Yes, that’s right, we are talking about NewCo, a joint venture between NBC (GE) and News Corp. (NWS), and their partners that was unveiled back in March.
Providence Equity Partners, a Rhode Island-based investment house, must have a good reason behind this investment, just like it must have had its reasons to fund dozens of (now defunct) telecom operators during the optical and telecom bubble of the late 1990s.
“It’s a sign of the times when a company that didn’t exist a couple months ago can raise this kind of money,” Todd Dagres, general partner at venture capital firm Spark Capital , told The New York Times. Others, like Roger McNamee, a partner at private equity firm Elevation Partners, expressed his doubts, pointing out that joint ventures rarely work out. We couldn’t agree with him more.
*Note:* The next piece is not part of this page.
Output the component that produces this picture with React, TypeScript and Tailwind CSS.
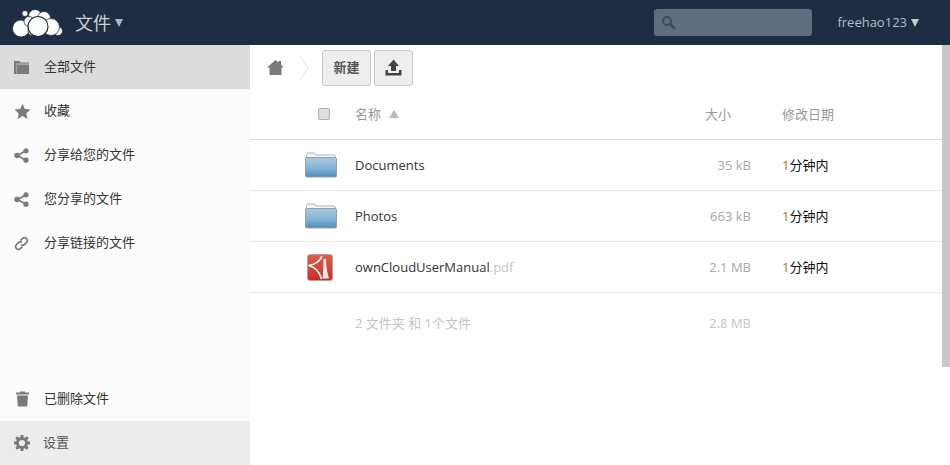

We had reported NewCo’s fund raising efforts a few months back, wondering what a prospective investor would see in this new online video destination, whose chances of dislodging YouTube from the top spot are about as high as Tampa Bay Devil Rays winning the American League Championship.
Even if you take YouTube out of the equation, the content libraries of NBC and News Corp. may not be enough to amount to a sustainable, and profitable, business. And then there is the utter confusion the two JV partners are going to end up creating in the market. News Corp’s MySpace has MySpaceTV, while NBC is busy launching different sites – moves that diffuse the extent of their new partnership’s potential reach.
NewCo, recently hired former Amazon.com (AMZN) executive Jason Kilar as its chief executive and has 120 people working in its L.A. office, the New York Times reports. But it’s going to take a lot more than $100 million, a CEO and big talk to beat Google (GOOG). It would take new thinking. Although from my own experience, I can tell you: it’s tough to teach old media dogs new tricks.